今年、新たに"プレジデント"となった3人を、自動車研究家 山本シンヤ氏が直撃! 第1弾は佐藤恒治社長編。これまでのトヨタマン人生を掘り下げた。
「モリゾウさんを笑顔にしたい」の原点
そして、ついにクルマづくりの中枢ともいえる製品企画本部に異動し、最初はカムリを担当。
と言っても最初は部品の質量のPC打ち込みや認証届出資料の作成、試験車の洗車などが主な仕事でした。
逆に言うと、そういう下積みをやったことで、「CEごとにクルマのつくり方は違う」ことが分かりました。個性的な魅力をつくるためには、「意志」や「哲学」が大事だと感じました。
その後、3代目GSではCEを補佐する番頭役(主査)を担当。ただ、当時GSは「開発をどうする?」、「3代目は本当に必要か?」という議論が社内で巻き起こっていたそうだ。
社長のところに上がる前には、もう「×」が2個ぐらいついていて、開発中止指示書も来ました。
そんな中でも、「このクルマは出すべきだ」という現場の情熱を章男さんが認めてくれて、「そこまで言うならやり切ってみろ。その代わり、モリゾウが納得できる走りで笑顔にしてくれよ」と。
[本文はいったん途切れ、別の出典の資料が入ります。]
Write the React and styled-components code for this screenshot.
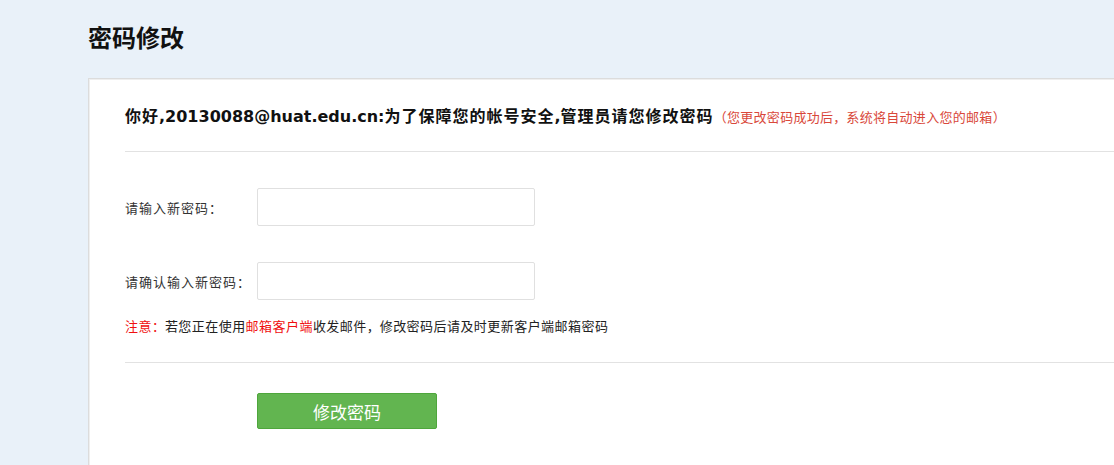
import React from "react";
import styled, { createGlobalStyle } from "styled-components";

const Global = createGlobalStyle`
  html, body {
    margin: 0;
    padding: 0;
    overflow: hidden;
    background: #e9f1f9;
    font-family: "DejaVu Sans", "Noto Sans CJK SC", sans-serif;
    color: #333;
  }
`;

const Page = styled.div`
  padding-left: 88px;
  width: 1200px;
  min-height: 465px;
`;

const Title = styled.h1`
  margin: 0;
  padding-top: 22px;
  font-size: 24px;
  line-height: 30px;
  font-weight: bold;
  color: #111;
  font-family: "Noto Sans CJK SC", sans-serif;
`;

const Card = styled.div`
  margin-top: 26px;
  width: 1100px;
  min-height: 420px;
  background: #fff;
  border: 1px solid #dcdcdc;
  box-shadow: inset 1px 1px 0 #efefef;
  padding: 0 0 40px 36px;
`;

const Header = styled.div`
  height: 24px;
  padding: 24px 0;
  border-bottom: 1px solid #e2e2e2;
  line-height: 24px;
  white-space: nowrap;
`;

const Greeting = styled.span`
  font-size: 16px;
  font-weight: bold;
  color: #111;
`;

const Cjk = styled.span`
  font-family: "Noto Sans CJK SC", sans-serif;
  letter-spacing: ${(p) => p.$spacing || 0}px;
`;

const Punct = styled.span`
  display: inline-block;
  width: 1em;
  text-align: ${(p) => p.$align || "left"};
  letter-spacing: 0;
`;

const Hint = styled.span`
  margin-left: 0;
  font-family: "Noto Sans CJK SC", sans-serif;
  font-size: 13px;
  letter-spacing: 0.3px;
  color: #d9483a;
`;

const Form = styled.div`
  padding-top: 36px;
  border-bottom: 1px solid #e2e2e2;
  padding-bottom: 26px;
`;

const Row = styled.div`
  display: flex;
  align-items: center;
  margin-bottom: ${(p) => p.$gap || 0}px;
`;

const Label = styled.label`
  width: 132px;
  flex: none;
  font-family: "Noto Sans CJK SC", sans-serif;
  font-size: 13px;
  letter-spacing: 1px;
  color: #333;
`;

const Input = styled.input`
  box-sizing: border-box;
  width: 278px;
  height: 38px;
  border: 1px solid #e0e0e0;
  border-radius: 2px;
  outline: none;
  padding: 0 8px;
  font-size: 14px;
`;

const Note = styled.p`
  margin: 16px 0 0;
  font-family: "Noto Sans CJK SC", sans-serif;
  font-size: 13px;
  letter-spacing: 0.45px;
  line-height: 20px;
  color: #222;
`;

const Red = styled.span`
  color: #f01010;
`;

const Actions = styled.div`
  padding: 30px 0 0 132px;
`;

const Button = styled.button`
  box-sizing: border-box;
  width: 180px;
  height: 36px;
  background: #62b550;
  border: 1px solid #4ea63c;
  border-radius: 2px;
  color: #fff;
  font-family: "Noto Sans CJK SC", sans-serif;
  font-size: 17px;
  cursor: pointer;
`;

export default function App() {
  return (
    <>
      <Global />
      <Page>
        <Title>密码修改</Title>
        <Card>
          <Header>
            <Greeting>
              <Cjk $spacing={1}>你好</Cjk>,20130088@huat.edu.cn:
              <Cjk $spacing={1}>为了保障您的帐号安全</Cjk>,
              <Cjk $spacing={1}>管理员请您修改密码</Cjk>
            </Greeting>
            <Hint>
              （您更改密码成功后<Punct>，</Punct>系统将自动进入您的邮箱）
            </Hint>
          </Header>
          <Form>
            <Row $gap={36}>
              <Label>
                请输入新密码<Punct $align="center">：</Punct>
              </Label>
              <Input type="password" />
            </Row>
            <Row>
              <Label>
                请确认输入新密码<Punct $align="center">：</Punct>
              </Label>
              <Input type="password" />
            </Row>
            <Note>
              <Red>
                注意<Punct $align="center">：</Punct>
              </Red>
              若您正在使用<Red>邮箱客户端</Red>收发邮件<Punct>，</Punct>修改密码后请及时更新客户端邮箱密码
            </Note>
          </Form>
          <Actions>
            <Button>修改密码</Button>
          </Actions>
        </Card>
      </Page>
    </>
  );
}
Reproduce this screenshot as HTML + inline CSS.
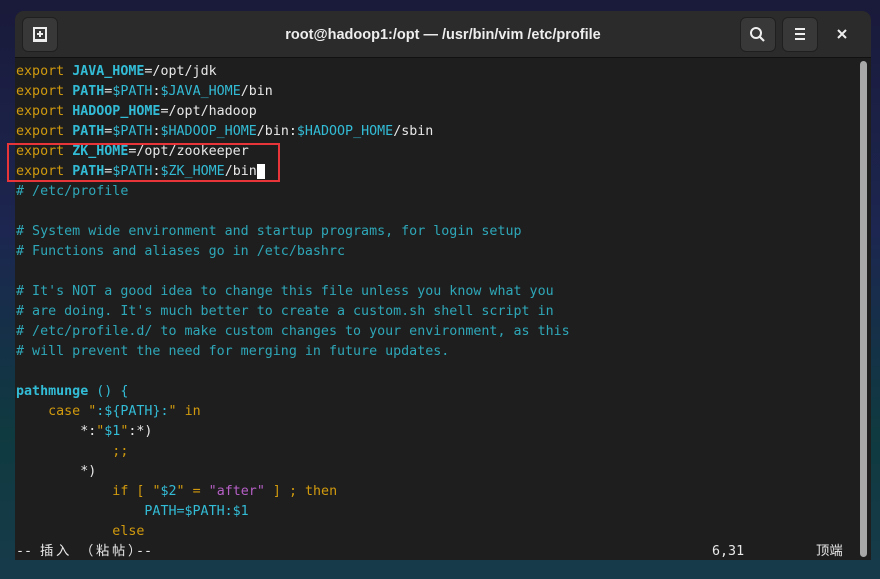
<!DOCTYPE html>
<html><head><meta charset="utf-8"><style>
html,body{margin:0;padding:0}
body{width:880px;height:579px;overflow:hidden;position:relative;background:linear-gradient(180deg,#1a1a3a 0%,#1c2650 40%,#0f3a40 75%,#173a4a 100%);}
.win{position:absolute;left:15px;top:11px;width:856px;height:549px;background:#1e1e1e;border-radius:9px 9px 0 0;overflow:hidden}
.hdr{position:absolute;left:0;top:0;width:856px;height:46px;background:#2b2b2b;border-bottom:1px solid #111}
.btn{position:absolute;top:6px;width:34px;height:33px;background:#383838;border-radius:6px;border:1px solid #1f1f1f}
.title{position:absolute;left:0;right:0;top:16px;text-align:center;color:#eee;font:bold 14.5px "Liberation Sans",sans-serif}
.term{position:absolute;left:1px;top:51px;font:13.33px/20px "DejaVu Sans Mono","Noto Sans CJK SC",monospace;color:#e8e8e8;white-space:pre}
.y{color:#d19a0e}.c{color:#33bcd6}.b{color:#33bcd6;font-weight:bold}.m{color:#2ea7b8}.p{color:#b55fc5}.w{color:#e8e8e8;font-weight:bold}
.st{position:absolute;top:531px;font:13.33px/20px "DejaVu Sans Mono","Noto Sans CJK SC",monospace;color:#e8e8e8;white-space:pre}
.sb{position:absolute;left:845px;top:50px;width:7px;height:496px;background:#a8a8a8;border-radius:4px}
</style></head><body>
<div class="win">
<div class="hdr">
<div class="btn" style="left:7px"><svg width="34" height="33"><rect x="11" y="10" width="12" height="12" fill="none" stroke="#eee" stroke-width="2"/><path d="M17 13v6M14 16h6M10 23h14" stroke="#eee" stroke-width="2"/></svg></div>
<div class="title">root@hadoop1:/opt — /usr/bin/vim /etc/profile</div>
<div class="btn" style="left:725px"><svg width="34" height="33"><circle cx="15" cy="15" r="5" fill="none" stroke="#eee" stroke-width="2"/><path d="M19 19l4 4" stroke="#eee" stroke-width="2.2"/></svg></div>
<div class="btn" style="left:767px"><svg width="34" height="33"><path d="M12 11h10M12 16h10M12 21h10" stroke="#eee" stroke-width="2"/></svg></div>
<svg style="position:absolute;left:820px;top:16px" width="14" height="14"><path d="M3 3l8 8M11 3l-8 8" stroke="#eee" stroke-width="2"/></svg>
</div>
<div class="term"><span class="y">export</span> <span class="b">JAVA_HOME</span>=/opt/jdk
<span class="y">export</span> <span class="b">PATH</span>=<span class="c">$PATH</span>:<span class="c">$JAVA_HOME</span>/bin
<span class="y">export</span> <span class="b">HADOOP_HOME</span>=/opt/hadoop
<span class="y">export</span> <span class="b">PATH</span>=<span class="c">$PATH</span>:<span class="c">$HADOOP_HOME</span>/bin:<span class="c">$HADOOP_HOME</span>/sbin
<span class="y">export</span> <span class="b">ZK_HOME</span>=/opt/zookeeper
<span class="y">export</span> <span class="b">PATH</span>=<span class="c">$PATH</span>:<span class="c">$ZK_HOME</span>/bin<span style="background:#fff"> </span>
<span class="m"># /etc/profile</span>

<span class="m"># System wide environment and startup programs, for login setup</span>
<span class="m"># Functions and aliases go in /etc/bashrc</span>

<span class="m"># It's NOT a good idea to change this file unless you know what you</span>
<span class="m"># are doing. It's much better to create a custom.sh shell script in</span>
<span class="m"># /etc/profile.d/ to make custom changes to your environment, as this</span>
<span class="m"># will prevent the need for merging in future updates.</span>

<span class="b">pathmunge</span> <span class="c">()</span> <span class="c">{</span>
    <span class="y">case</span> <span class="y">"</span><span class="c">:${PATH}:</span><span class="y">"</span> <span class="y">in</span>
        *:<span class="y">"</span><span class="c">$1</span><span class="y">"</span>:*)
            <span class="y">;;</span>
        *)
            <span class="y">if</span> <span class="y">[</span> <span class="y">"</span><span class="c">$2</span><span class="y">"</span> <span class="y">=</span> <span class="p">"after"</span> <span class="y">]</span> <span class="y">;</span> <span class="y">then</span>
                <span class="c">PATH=$PATH:$1</span>
            <span class="y">else</span></div>
<div class="st w" style="left:1px">--</div>
<div class="st w" style="left:25px">插</div>
<div class="st w" style="left:41px">入</div>
<div class="st w" style="left:65px">（</div>
<div class="st w" style="left:81px">粘</div>
<div class="st w" style="left:97px">帖</div>
<div class="st w" style="left:113px">）</div>
<div class="st w" style="left:121px">--</div>
<div class="st" style="left:697px">6,31</div>
<div class="st" style="left:801px">顶端</div>
<div class="sb"></div>
</div>
<div style="position:absolute;left:7px;top:143px;width:269px;height:35px;border:2px solid #e8353a"></div>
</body></html>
それまで章男社長は遠い存在でしたが、これをキッカケに「モリゾウさんを笑顔にするクルマつくりたいな」という想いが芽生えました。
そんなGSは2011年にアメリカ・カリフォルニア州ペブルビーチで発表。かなりの自信作だったが、北米のジャーナリストの評価はと言うと「レクサスはつまらない」だった。
歯を食いしばって、走りも頑張って、全部やって出したのに、そのような評価でした。
でも、振り返ると「我々の前提条件ならばこれがベスト」だっただけで、「世界と戦うってそういうことじゃないんだな」と。
レクサスの変化点「できないからやるんだよ」
そして2012年のデトロイトショー、レクサスは「LF-LC」と呼ばれるコンセプトモデルを発表。
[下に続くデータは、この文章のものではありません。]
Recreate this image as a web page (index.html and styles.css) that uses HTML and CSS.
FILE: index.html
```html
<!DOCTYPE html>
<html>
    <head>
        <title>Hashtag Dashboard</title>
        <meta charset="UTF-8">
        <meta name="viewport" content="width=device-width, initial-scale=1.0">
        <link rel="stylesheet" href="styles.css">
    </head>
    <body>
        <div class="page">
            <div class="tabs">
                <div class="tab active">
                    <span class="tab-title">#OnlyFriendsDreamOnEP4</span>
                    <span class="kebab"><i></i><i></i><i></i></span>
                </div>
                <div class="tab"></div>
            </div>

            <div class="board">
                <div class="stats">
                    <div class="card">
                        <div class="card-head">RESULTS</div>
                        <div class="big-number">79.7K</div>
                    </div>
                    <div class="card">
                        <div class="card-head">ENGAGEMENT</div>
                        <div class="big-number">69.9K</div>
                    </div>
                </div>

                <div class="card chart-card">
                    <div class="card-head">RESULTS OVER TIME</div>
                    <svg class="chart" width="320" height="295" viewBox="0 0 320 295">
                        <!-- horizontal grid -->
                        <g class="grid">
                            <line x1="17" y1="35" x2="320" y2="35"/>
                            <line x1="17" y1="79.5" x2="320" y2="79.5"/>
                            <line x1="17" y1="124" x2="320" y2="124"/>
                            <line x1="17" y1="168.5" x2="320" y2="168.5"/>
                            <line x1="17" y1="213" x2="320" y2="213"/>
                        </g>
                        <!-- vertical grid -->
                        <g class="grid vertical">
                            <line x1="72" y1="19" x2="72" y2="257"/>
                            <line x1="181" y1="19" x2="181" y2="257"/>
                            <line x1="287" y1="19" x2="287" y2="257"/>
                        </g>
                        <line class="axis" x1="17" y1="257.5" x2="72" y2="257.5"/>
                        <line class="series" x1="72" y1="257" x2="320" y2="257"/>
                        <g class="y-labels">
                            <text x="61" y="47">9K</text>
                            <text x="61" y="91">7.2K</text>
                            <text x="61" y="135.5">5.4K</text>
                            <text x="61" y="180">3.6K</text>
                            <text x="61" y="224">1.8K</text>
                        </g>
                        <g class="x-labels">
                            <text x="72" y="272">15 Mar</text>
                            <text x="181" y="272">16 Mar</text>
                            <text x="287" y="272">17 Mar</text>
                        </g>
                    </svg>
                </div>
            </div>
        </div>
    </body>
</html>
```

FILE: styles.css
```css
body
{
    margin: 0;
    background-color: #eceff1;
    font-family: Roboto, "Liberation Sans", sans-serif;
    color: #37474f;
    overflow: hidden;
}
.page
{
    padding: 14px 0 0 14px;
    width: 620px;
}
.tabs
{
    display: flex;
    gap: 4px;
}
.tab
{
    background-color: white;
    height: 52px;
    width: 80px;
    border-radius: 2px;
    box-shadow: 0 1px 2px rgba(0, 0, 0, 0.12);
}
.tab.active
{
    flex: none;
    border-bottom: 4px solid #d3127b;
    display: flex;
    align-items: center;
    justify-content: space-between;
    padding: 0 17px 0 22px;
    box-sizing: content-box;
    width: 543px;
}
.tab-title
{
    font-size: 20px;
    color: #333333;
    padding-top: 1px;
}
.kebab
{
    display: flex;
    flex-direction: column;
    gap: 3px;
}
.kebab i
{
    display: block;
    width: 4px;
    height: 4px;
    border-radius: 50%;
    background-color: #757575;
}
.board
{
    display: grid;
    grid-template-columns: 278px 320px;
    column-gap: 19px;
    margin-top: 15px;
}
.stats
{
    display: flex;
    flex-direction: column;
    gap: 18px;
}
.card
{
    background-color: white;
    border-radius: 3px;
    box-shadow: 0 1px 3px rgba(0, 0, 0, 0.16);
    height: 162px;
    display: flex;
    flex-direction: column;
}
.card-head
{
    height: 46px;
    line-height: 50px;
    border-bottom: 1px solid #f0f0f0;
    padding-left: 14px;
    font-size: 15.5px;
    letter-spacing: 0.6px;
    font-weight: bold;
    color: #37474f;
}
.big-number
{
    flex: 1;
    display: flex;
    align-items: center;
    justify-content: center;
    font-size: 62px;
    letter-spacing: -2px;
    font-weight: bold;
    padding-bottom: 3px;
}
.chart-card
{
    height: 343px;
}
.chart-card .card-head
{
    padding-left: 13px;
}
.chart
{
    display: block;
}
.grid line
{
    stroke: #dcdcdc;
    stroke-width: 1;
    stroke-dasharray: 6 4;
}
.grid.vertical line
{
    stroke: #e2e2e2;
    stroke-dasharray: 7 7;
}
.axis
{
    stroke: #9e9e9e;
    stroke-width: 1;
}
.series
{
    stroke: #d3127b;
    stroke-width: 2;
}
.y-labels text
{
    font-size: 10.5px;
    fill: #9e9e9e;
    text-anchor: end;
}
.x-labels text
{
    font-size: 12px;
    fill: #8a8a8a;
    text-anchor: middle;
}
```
GSでの「レクサスはつまらない」を打破するために開発されたデザインコンセプトだが、お披露目すると予想を超える評価から、章男社長は「やろうよ」と市販化GOを出した。
そのCEとして任命されたのが佐藤氏。あの時の内山田氏の提案がついに現実になったのだ。
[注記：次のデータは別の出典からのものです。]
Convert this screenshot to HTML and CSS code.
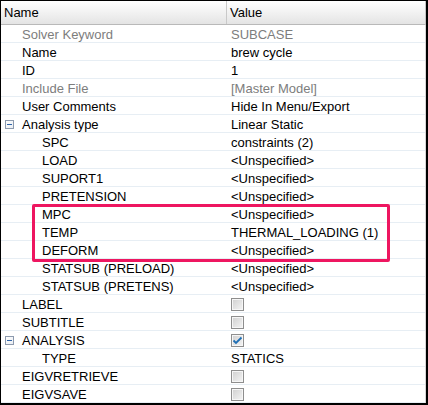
FILE: index.html
```html
<!DOCTYPE html>
<html>
<head>
<meta charset="utf-8">
<link rel="stylesheet" href="styles.css">
</head>
<body>
<div class="frame">
  <div class="header">
    <div class="hcell hname">Name</div>
    <div class="hcell hvalue">Value</div>
  </div>
  <div class="rows">
    <div class="row dim"><div class="name l1">Solver Keyword</div><div class="value">SUBCASE</div></div>
    <div class="row"><div class="name l1">Name</div><div class="value">brew cycle</div></div>
    <div class="row"><div class="name l1">ID</div><div class="value">1</div></div>
    <div class="row dim"><div class="name l1">Include File</div><div class="value">[Master Model]</div></div>
    <div class="row"><div class="name l1">User Comments</div><div class="value">Hide In Menu/Export</div></div>
    <div class="row"><div class="name tg"><span class="toggle"></span>Analysis type</div><div class="value">Linear Static</div></div>
    <div class="row"><div class="name l2">SPC</div><div class="value">constraints (2)</div></div>
    <div class="row"><div class="name l2">LOAD</div><div class="value">&lt;Unspecified&gt;</div></div>
    <div class="row"><div class="name l2">SUPORT1</div><div class="value">&lt;Unspecified&gt;</div></div>
    <div class="row"><div class="name l2">PRETENSION</div><div class="value">&lt;Unspecified&gt;</div></div>
    <div class="row"><div class="name l2">MPC</div><div class="value">&lt;Unspecified&gt;</div></div>
    <div class="row"><div class="name l2">TEMP</div><div class="value">THERMAL_LOADING (1)</div></div>
    <div class="row"><div class="name l2">DEFORM</div><div class="value">&lt;Unspecified&gt;</div></div>
    <div class="row"><div class="name l2">STATSUB (PRELOAD)</div><div class="value">&lt;Unspecified&gt;</div></div>
    <div class="row"><div class="name l2">STATSUB (PRETENS)</div><div class="value">&lt;Unspecified&gt;</div></div>
    <div class="row"><div class="name l1">LABEL</div><div class="value"><span class="cb"></span></div></div>
    <div class="row"><div class="name l1">SUBTITLE</div><div class="value"><span class="cb"></span></div></div>
    <div class="row"><div class="name tg"><span class="toggle"></span>ANALYSIS</div><div class="value"><span class="cb"><svg width="11" height="11" viewBox="0 0 11 11"><path d="M1.5 5.5 L4 8 L9.5 2.5" fill="none" stroke="#1f6fb5" stroke-width="1.8"/></svg></span></div></div>
    <div class="row"><div class="name l2">TYPE</div><div class="value">STATICS</div></div>
    <div class="row"><div class="name l1">EIGVRETRIEVE</div><div class="value"><span class="cb"></span></div></div>
    <div class="row"><div class="name l1">EIGVSAVE</div><div class="value"><span class="cb"></span></div></div>
  </div>
  <div class="highlight"></div>
</div>
</body>
</html>
```

FILE: styles.css
```css
html, body {
  margin: 0;
  padding: 0;
  background: #ffffff;
}
body {
  font-family: "Liberation Sans", Arial, sans-serif;
  font-size: 13px;
  color: #000;
}
.frame {
  position: relative;
  width: 428px;
  height: 405px;
  box-sizing: border-box;
  border-left: 1px solid #000;
  border-top: 1px solid #000;
  border-right: 2px solid #000;
  border-bottom: 2px solid #000;
  background: #fff;
  overflow: hidden;
}
.header {
  display: grid;
  grid-template-columns: 226px 1fr;
  height: 24px;
  box-sizing: border-box;
  background: linear-gradient(to bottom, #ffffff 0%, #f3f3f3 45%, #e4e4e4 100%);
  border-bottom: 1px solid #b9b9b9;
  border-right: 1px solid #c4c4c4;
}
.hcell {
  line-height: 23px;
  white-space: nowrap;
}
.hname {
  padding-left: 3px;
  border-right: 1px solid #c9c9c9;
}
.hvalue {
  padding-left: 3px;
}
.rows {
  border-right: 1px solid #d6d6d6;
}
.row {
  display: grid;
  grid-template-columns: 226px 1fr;
  height: 18px;
  box-sizing: border-box;
  border-bottom: 1px solid #e7eef4;
  line-height: 17px;
  white-space: nowrap;
}
.name {
  display: flex;
  align-items: center;
  padding-top: 1px;
}
.l1 { padding-left: 21px; }
.l2 { padding-left: 41px; }
.tg { padding-left: 4px; }
.value {
  padding-left: 4px;
  padding-top: 1px;
  display: flex;
  align-items: center;
}
.dim .name, .dim .value {
  color: #7d7d7d;
}
.toggle {
  position: relative;
  display: inline-block;
  width: 9px;
  height: 9px;
  box-sizing: border-box;
  border: 1px solid #8c9aae;
  background: linear-gradient(135deg, #ffffff, #e9edf2);
  margin-right: 8px;
}
.toggle::after {
  content: "";
  position: absolute;
  left: 1px;
  top: 3px;
  width: 5px;
  height: 1px;
  background: #2f64a8;
}
.cb {
  display: inline-flex;
  align-items: center;
  justify-content: center;
  width: 13px;
  height: 13px;
  box-sizing: border-box;
  border: 1px solid #8e8e8e;
  background: linear-gradient(135deg, #cfcfcf 0%, #e2e2e2 50%, #f4f4f4 100%);
  box-shadow: inset 0 0 0 1px #f6f6f6;
}
.highlight {
  position: absolute;
  left: 31px;
  top: 203px;
  width: 358px;
  height: 58px;
  box-sizing: border-box;
  border: 3px solid #ee1660;
  border-radius: 2px;
}
```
でも、CEと言っても、部下はおらず私1人のみ。自分でレイアウト図を作成しましたが、あのデザインとそれまでのトヨタが持っているリソーセスを組み合わせると、法規を満たさないどころかクルマにならず……。
そこで、章男社長に「せっかくCEにしていただきましたが、このクルマは無理です」と話しました。
すると「今のトヨタではできないことは分かっている。だからやるんだよ。できないからやる。それが挑戦なんだよね。だからまず自分を変えていくところからじゃないの??」と。
つまり、自分のリミッターを外せと。そこがレクサスの大きな変化点だったと思います。
そんなLCの開発中に印象に残るエピソードなどはあるだろうか?
これまでのトヨタ/レクサスの課題はクルマの動き、特にヨー(クルマの上下を軸とした回転挙動)方向の動きにリニアリティ(連続性)がない所だと思っていたので、そのアイデアを形にすべく、手持ちのクルマ(LS)とポンチ絵だけで先行試作車を製作。
「慣性諸元が良ければクルマの動きはもっとリニアになる」という計算を実証するためです。
これに章男社長……マスタードライバーに乗ってもらい自分たちの考えが間違っていないかを確認しようと考えました。
「そんな中途半端なものでは」と反対の声もありましたが、私は、東富士に役員研修会で来た章男社長に半ば強引に駆け寄って「LCの佐藤です。今日、乗ってほしいものがあちらに」と。
章男社長が試作車を見てまず言ったのは、「このクルマのどこは評価しちゃいけないのかを教えてほしい」と。
私は「アクセルレスポンスはハチャメチャ、トランスミッションもガタガタです。見ていただきたいのはステアリングの切った量とヨーの動きのつながり、リニアリティのみ。これがマスタードライバーの目指すクルマなのかどうか。それだけを知りたいので、あとは見ちゃダメです」と言うと、「おお、分かった」と。
そして、試乗後に「ここはこういう方向だよ」と言ってくれたので、LCの開発ではそこを徹底的にこだわって進めました。
2017年に登場したLCの評価は、言うまでもないだろう。登場からすでに6年が経過しているが、その美しさ、走り、存在感は今でも全く色褪せていない。